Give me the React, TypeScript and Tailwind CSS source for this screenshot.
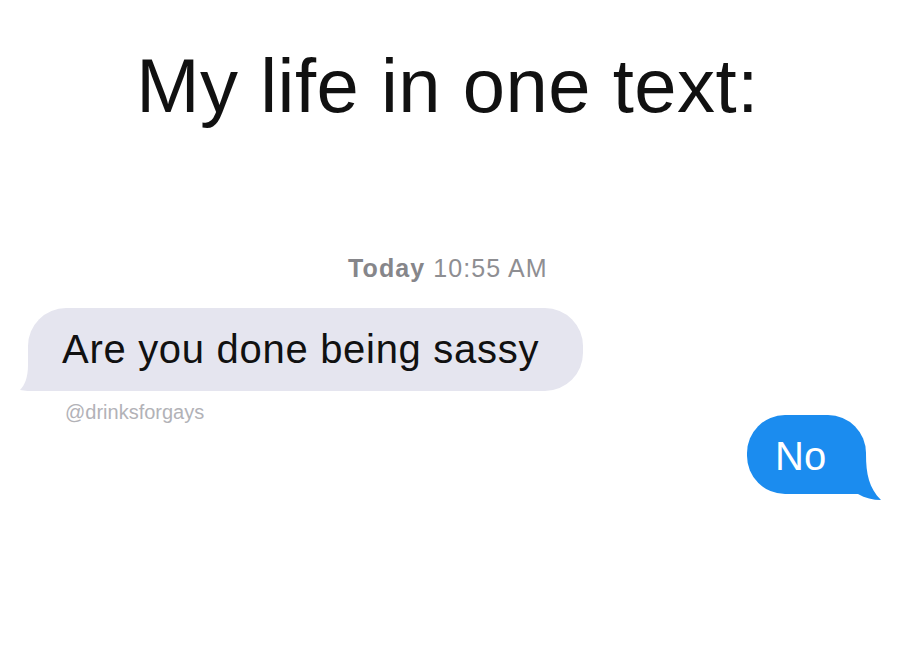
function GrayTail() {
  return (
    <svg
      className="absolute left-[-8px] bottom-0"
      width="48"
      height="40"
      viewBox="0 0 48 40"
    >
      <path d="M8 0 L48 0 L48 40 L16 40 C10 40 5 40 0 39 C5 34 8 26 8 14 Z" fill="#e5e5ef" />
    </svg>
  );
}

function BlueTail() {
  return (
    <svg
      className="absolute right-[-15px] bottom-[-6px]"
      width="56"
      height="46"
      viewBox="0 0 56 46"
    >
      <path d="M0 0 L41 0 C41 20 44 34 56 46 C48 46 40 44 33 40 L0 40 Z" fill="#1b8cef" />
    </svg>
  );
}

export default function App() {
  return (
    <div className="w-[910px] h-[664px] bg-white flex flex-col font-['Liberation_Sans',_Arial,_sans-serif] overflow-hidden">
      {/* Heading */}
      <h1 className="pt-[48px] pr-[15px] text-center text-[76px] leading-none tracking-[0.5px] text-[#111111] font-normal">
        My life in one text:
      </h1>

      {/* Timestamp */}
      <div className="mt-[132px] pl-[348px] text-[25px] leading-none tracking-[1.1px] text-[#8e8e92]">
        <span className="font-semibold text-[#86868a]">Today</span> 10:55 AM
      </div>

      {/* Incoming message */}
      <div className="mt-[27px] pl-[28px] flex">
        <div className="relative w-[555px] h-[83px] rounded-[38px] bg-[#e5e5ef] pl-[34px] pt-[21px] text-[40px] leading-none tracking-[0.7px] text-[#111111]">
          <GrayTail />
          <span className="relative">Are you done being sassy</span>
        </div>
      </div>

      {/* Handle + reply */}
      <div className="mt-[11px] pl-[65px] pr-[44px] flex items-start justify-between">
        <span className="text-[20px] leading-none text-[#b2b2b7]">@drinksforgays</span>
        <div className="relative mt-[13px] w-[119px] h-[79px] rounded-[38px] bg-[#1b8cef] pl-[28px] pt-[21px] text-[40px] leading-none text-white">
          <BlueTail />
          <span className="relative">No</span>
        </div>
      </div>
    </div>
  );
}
—————
Every line should be retyped exactly, with the pictures omitted.

Give me the React, TypeScript and Tailwind CSS source for this screenshot.
function GrayTail() {
  return (
    <svg
      className="absolute left-[-8px] bottom-0"
      width="48"
      height="40"
      viewBox="0 0 48 40"
    >
      <path d="M8 0 L48 0 L48 40 L16 40 C10 40 5 40 0 39 C5 34 8 26 8 14 Z" fill="#e5e5ef" />
    </svg>
  );
}

function BlueTail() {
  return (
    <svg
      className="absolute right-[-15px] bottom-[-6px]"
      width="56"
      height="46"
      viewBox="0 0 56 46"
    >
      <path d="M0 0 L41 0 C41 20 44 34 56 46 C48 46 40 44 33 40 L0 40 Z" fill="#1b8cef" />
    </svg>
  );
}

export default function App() {
  return (
    <div className="w-[910px] h-[664px] bg-white flex flex-col font-['Liberation_Sans',_Arial,_sans-serif] overflow-hidden">
      {/* Heading */}
      <h1 className="pt-[48px] pr-[15px] text-center text-[76px] leading-none tracking-[0.5px] text-[#111111] font-normal">
        My life in one text:
      </h1>

      {/* Timestamp */}
      <div className="mt-[132px] pl-[348px] text-[25px] leading-none tracking-[1.1px] text-[#8e8e92]">
        <span className="font-semibold text-[#86868a]">Today</span> 10:55 AM
      </div>

      {/* Incoming message */}
      <div className="mt-[27px] pl-[28px] flex">
        <div className="relative w-[555px] h-[83px] rounded-[38px] bg-[#e5e5ef] pl-[34px] pt-[21px] text-[40px] leading-none tracking-[0.7px] text-[#111111]">
          <GrayTail />
          <span className="relative">Are you done being sassy</span>
        </div>
      </div>

      {/* Handle + reply */}
      <div className="mt-[11px] pl-[65px] pr-[44px] flex items-start justify-between">
        <span className="text-[20px] leading-none text-[#b2b2b7]">@drinksforgays</span>
        <div className="relative mt-[13px] w-[119px] h-[79px] rounded-[38px] bg-[#1b8cef] pl-[28px] pt-[21px] text-[40px] leading-none text-white">
          <BlueTail />
          <span className="relative">No</span>
        </div>
      </div>
    </div>
  );
}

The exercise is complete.